My RX8 has a 'feature' that protects the engine from being overheated by being rev'd while not under load.

Conveniently it makes performing the high-idle part of most emissions tests impossible because the car forcibly cuts itself back to idle halfway through most tests.

Most car manufacturers are fiddling the books in some way.

Comment Re:The Final Nail (Score 2) 377

I honestly had no idea how it actually backed up, it was a function within the accounts application itself to generate the backup. Which it did, to a local disk. I then had an automatic scheduled upload of that backup to the server.

Ultimately, like I said, I'm not really an IT guy - I was the one with google and enough patience to fuck about until things worked again.
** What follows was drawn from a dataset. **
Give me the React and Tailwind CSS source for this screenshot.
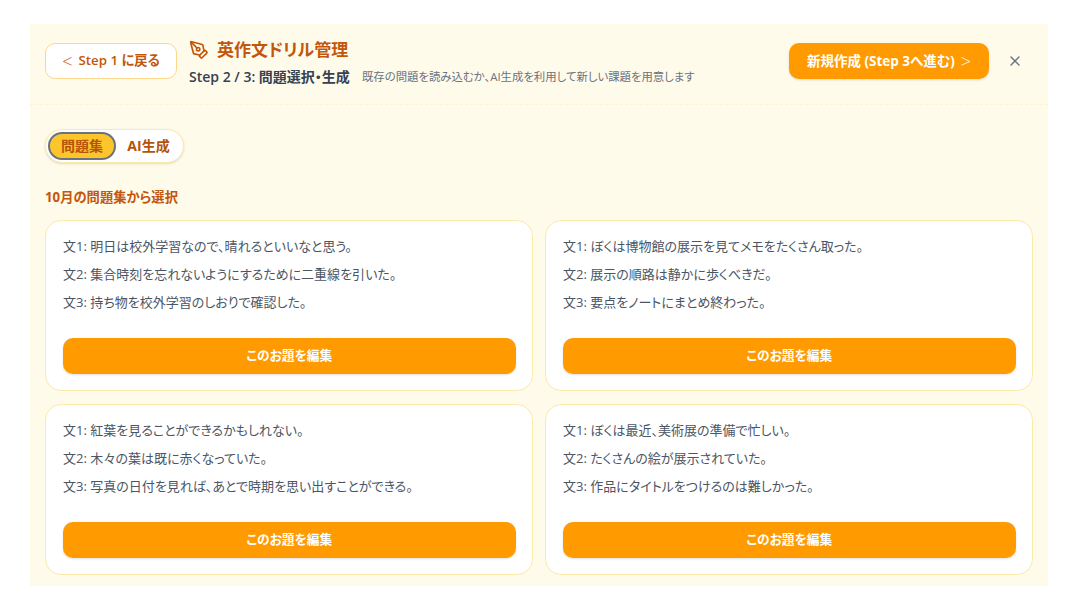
import { PenTool, X } from "lucide-react";

const DRILLS = [
  ["明日は校外学習なので、晴れるといいなと思う。", "集合時刻を忘れないようにするために二重線を引いた。", "持ち物を校外学習のしおりで確認した。"],
  ["ぼくは博物館の展示を見てメモをたくさん取った。", "展示の順路は静かに歩くべきだ。", "要点をノートにまとめ終わった。"],
  ["紅葉を見ることができるかもしれない。", "木々の葉は既に赤くなっていた。", "写真の日付を見れば、あとで時期を思い出すことができる。"],
  ["ぼくは最近、美術展の準備で忙しい。", "たくさんの絵が展示されていた。", "作品にタイトルをつけるのは難しかった。"],
];

const DrillCard = ({ lines }) => (
  <div className="h-[171px] rounded-2xl border border-[#fde9a8] bg-white pl-[16.5px] pr-4 pt-[11px]">
    <div className="h-[106px] pl-[0.5px] text-[13px] leading-[28px] text-[#4b5563]">
      {lines.map((line, i) => (
        <p key={i}>文{i + 1}: {line}</p>
      ))}
    </div>
    <button className="h-9 w-full rounded-[10px] bg-[#ff9b00] text-[12.7px] font-bold text-white shadow-sm">
      このお題を編集
    </button>
  </div>
);

const App = () => {
  return (
    <div className="h-[606px] bg-white pl-[30px] pr-8 pt-6 font-['Open_Sans','Noto_Sans_CJK_JP',sans-serif] [font-feature-settings:'palt']">
      <div className="h-[562px] overflow-hidden bg-[#fffbeb]">
        <header className="flex h-[81px] items-start justify-between border-b border-dashed border-[#fdf3d0] pl-[15px] pr-[25px] pt-[14px]">
          <div className="flex gap-3">
            <button className="mt-[5px] flex h-9 w-[132px] items-center justify-center gap-[6px] rounded-[10px] border border-[#fdd68a] bg-white text-[13.3px] font-semibold text-[#c2570c]">
              <span className="text-lg font-light leading-none">&lt;</span>
              <span>Step 1 に戻る</span>
            </button>
            <div>
              <h1 className="flex items-center gap-2 text-[17px] font-bold leading-6 text-[#c2570c]">
                <PenTool className="h-5 w-5" strokeWidth={2} />
                英作文ドリル管理
              </h1>
              <div className="mt-[5px] flex items-center gap-3">
                <span className="text-sm font-semibold leading-5 text-[#374151]">Step 2 / 3: 問題選択・生成</span>
                <span className="text-[11.4px] leading-5 text-[#6b7280]">既存の問題を読み込むか、AI生成を利用して新しい課題を用意します</span>
              </div>
            </div>
          </div>
          <div className="mt-[5px] flex items-center gap-[18px]">
            <button className="flex h-9 w-[200px] items-center justify-center gap-[6px] rounded-[10px] bg-[#ff9b00] text-[13.5px] font-bold text-white shadow-sm">
              <span>新規作成 (Step 3へ進む)</span>
              <span className="text-lg font-light leading-none">&gt;</span>
            </button>
            <X className="h-4 w-4 text-[#6b7280]" />
          </div>
        </header>

        <div className="px-[15px]">
          <div className="mt-[24px] flex h-[34px] w-[139px] items-center rounded-full border border-[#fde9a8] bg-white p-[2px] shadow-sm">
            <span className="flex h-7 w-[68px] items-center justify-center rounded-full border-2 border-[#6b7280] bg-[#fcc52c] text-sm font-bold text-[#b45309]">問題集</span>
            <span className="flex-1 text-center text-sm font-bold text-[#b45309]">AI生成</span>
          </div>
          <h2 className="mt-[24px] text-[13.3px] font-bold leading-5 text-[#c2570c]">10月の問題集から選択</h2>
          <div className="mt-[13px] grid grid-cols-2 gap-x-3 gap-y-[13px]">
            {DRILLS.map((lines, i) => (
              <DrillCard key={i} lines={lines} />
            ))}
          </div>
        </div>
      </div>
    </div>
  );
};

export default App;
We didn't have one. We did pay one company a hundred quid a month for a while in case something went TU, but we stopped paying him six months before the final death just to make the dead plane glide those few hundred yards further.

The most IT thing I've done is run a simple website off my own desktop at home, and maybe the whole make a datalogger work with remote internet access.

Comment The Final Nail (Score 4, Interesting) 377

The total cost was actually weet FA in numbers terms, but I think I put the final nail in the company's coffin.

My first 'job' was a jobbridge internship with a 'small' company. Small enough that I was literally person number three on the employee roster. The company worked in the renewable energy sector, and had been hammered pretty hard over the last few years by The Recession as domestic and corporate purse strings were pulled tighter and tighter.

I was taken as an Engineer, but rapidly found myself wearing a wide range of hats from Sales, to Customer Support, to System Design, to Project Management, web development in PHP, and finally, IT Support.

Because, one day, I managed to figure out why one of my colleagues couldn't log in to the server upstairs, and corrected the problem.

I will say, the Server was the problem.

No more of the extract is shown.